§ REQUIRED TASK:
Gather every line holding the string "React".

··· SUPPLIED DATA ···

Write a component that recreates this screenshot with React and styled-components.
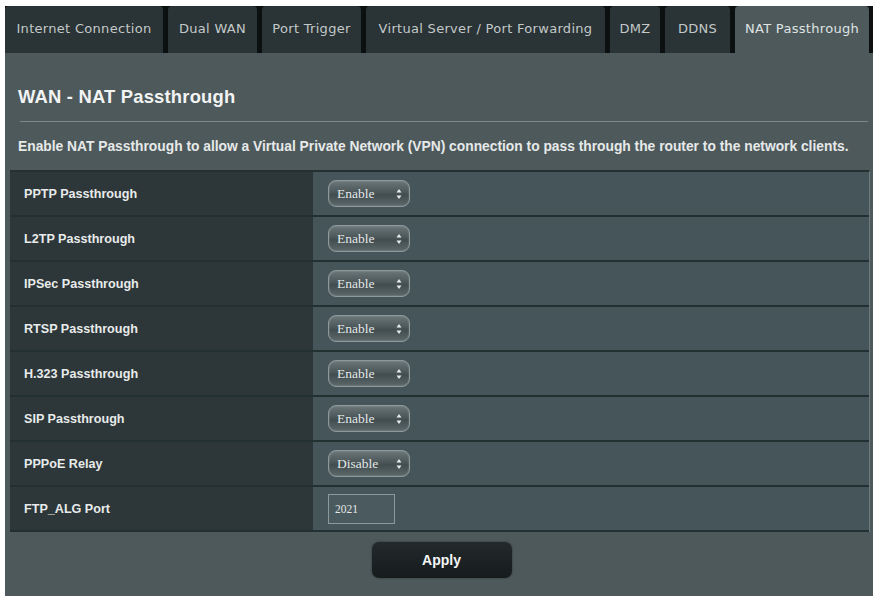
import React from "react";
import styled, { createGlobalStyle } from "styled-components";

const Global = createGlobalStyle`
  html, body { margin: 0; padding: 0; background: #ffffff; }
  body { font-family: "Liberation Sans", Arial, sans-serif; }
`;

const Frame = styled.div`
  margin: 6px 0 0 5px;
  width: 868px;
`;

const TabBar = styled.div`
  display: flex;
  gap: 5px;
  background: #0c1011;
  height: 47px;
`;

const Tab = styled.div`
  width: ${(p) => p.w}px;
  flex: none;
  display: flex;
  align-items: center;
  justify-content: center;
  border-radius: 4px 4px 0 0;
  background: ${(p) => (p.active ? "#4e595b" : "#2a3335")};
  color: ${(p) => (p.active ? "#dfe3e3" : "#c3c9c9")};
  font-family: "DejaVu Sans", Verdana, sans-serif;
  font-size: 13px;
  letter-spacing: 0.3px;
  padding-bottom: 2px;
  box-sizing: border-box;
  white-space: nowrap;
`;

const Panel = styled.div`
  background: #4e595b;
  padding: 0 3px 18px 5px;
  height: 543px;
  box-sizing: border-box;
  display: flex;
  flex-direction: column;
`;

const Header = styled.div`
  padding: 33px 2px 0 8px;
`;

const Title = styled.h1`
  margin: 0;
  font-size: 18.4px;
  line-height: 22px;
  font-weight: bold;
  color: #f2f4f4;
  letter-spacing: 0.2px;
`;

const Divider = styled.div`
  height: 1px;
  background: #7d8a8c;
  margin: 13px 0 0 2px;
`;

const Desc = styled.p`
  margin: 17px 0 0 0;
  padding-left: 8px;
  font-size: 13.8px;
  line-height: 16px;
  font-weight: bold;
  color: #e6e9e9;
  white-space: nowrap;
`;

const Table = styled.div`
  margin-top: 15px;
  display: flex;
  flex-direction: column;
  border-top: 2px solid #253032;
  border-right: 1px solid #6b7a7c;
`;

const Row = styled.div`
  display: grid;
  grid-template-columns: 303px 1fr;
  height: 45px;
  border-bottom: 2px solid #223032;
  box-sizing: border-box;
`;

const Label = styled.div`
  background: #2d3638;
  display: flex;
  align-items: center;
  padding-left: 14px;
  font-size: 12.6px;
  font-weight: bold;
  color: #e8ebeb;
`;

const Cell = styled.div`
  background: #465559;
  display: flex;
  align-items: center;
  padding-left: 15px;
`;

const Select = styled.div`
  width: 82px;
  height: 27px;
  box-sizing: border-box;
  border: 1px solid #8d999b;
  border-radius: 8px;
  background: linear-gradient(#6a7678, #4b5759 45%, #414d4f 55%, #5b6769);
  box-shadow: inset 0 0 2px rgba(255, 255, 255, 0.3);
  display: flex;
  align-items: center;
  justify-content: space-between;
  padding: 0 7px 0 8px;
  font-family: "Liberation Serif", "Times New Roman", serif;
  font-size: 13.5px;
  color: #e4e8e8;
`;

const Input = styled.div`
  width: 67px;
  height: 30px;
  box-sizing: border-box;
  border: 1px solid #8a9a9c;
  background: #4a5a5e;
  display: flex;
  align-items: center;
  padding-left: 6px;
  font-family: "Liberation Serif", "Times New Roman", serif;
  font-size: 11.5px;
  color: #e4e8e8;
`;

const Footer = styled.div`
  display: flex;
  justify-content: center;
  margin-top: 10px;
  padding-left: 3px;
`;

const Button = styled.button`
  width: 140px;
  height: 36px;
  border: none;
  border-radius: 7px;
  background: linear-gradient(#232a2c, #161b1c);
  box-shadow: 0 0 2px rgba(0, 0, 0, 0.5);
  color: #f4f6f6;
  font-family: "Liberation Sans", Arial, sans-serif;
  font-size: 14px;
  font-weight: bold;
`;

const Arrows = () => (
  <svg width="6" height="12" viewBox="0 0 6 12">
    <path d="M3 1 L5.5 4.5 L0.5 4.5 Z" fill="#e8ecec" />
    <path d="M3 11 L5.5 7.5 L0.5 7.5 Z" fill="#e8ecec" />
  </svg>
);

const tabs = [
  ["Internet Connection", 158],
  ["Dual WAN", 89],
  ["Port Trigger", 99],
  ["Virtual Server / Port Forwarding", 239],
  ["DMZ", 50],
  ["DDNS", 65],
  ["NAT Passthrough", 134, true],
];

const rows = [
  ["PPTP Passthrough", "Enable"],
  ["L2TP Passthrough", "Enable"],
  ["IPSec Passthrough", "Enable"],
  ["RTSP Passthrough", "Enable"],
  ["H.323 Passthrough", "Enable"],
  ["SIP Passthrough", "Enable"],
  ["PPPoE Relay", "Disable"],
];

export default function App() {
  return (
    <>
      <Global />
      <Frame>
        <TabBar>
          {tabs.map(([t, w, a]) => (
            <Tab key={t} w={w} active={a}>
              {t}
            </Tab>
          ))}
        </TabBar>
        <Panel>
          <Header>
            <Title>WAN - NAT Passthrough</Title>
            <Divider />
          </Header>
          <Desc>
            Enable NAT Passthrough to allow a Virtual Private Network (VPN) connection to pass through the router to the network clients.
          </Desc>
          <Table>
            {rows.map(([l, v]) => (
              <Row key={l}>
                <Label>{l}</Label>
                <Cell>
                  <Select>
                    <span>{v}</span>
                    <Arrows />
                  </Select>
                </Cell>
              </Row>
            ))}
            <Row>
              <Label>FTP_ALG Port</Label>
              <Cell>
                <Input>2021</Input>
              </Cell>
            </Row>
          </Table>
          <Footer>
            <Button>Apply</Button>
          </Footer>
        </Panel>
      </Frame>
    </>
  );
}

···

§ TASK OUTPUT:
Write a component that recreates this screenshot with React and styled-components.
import React from "react";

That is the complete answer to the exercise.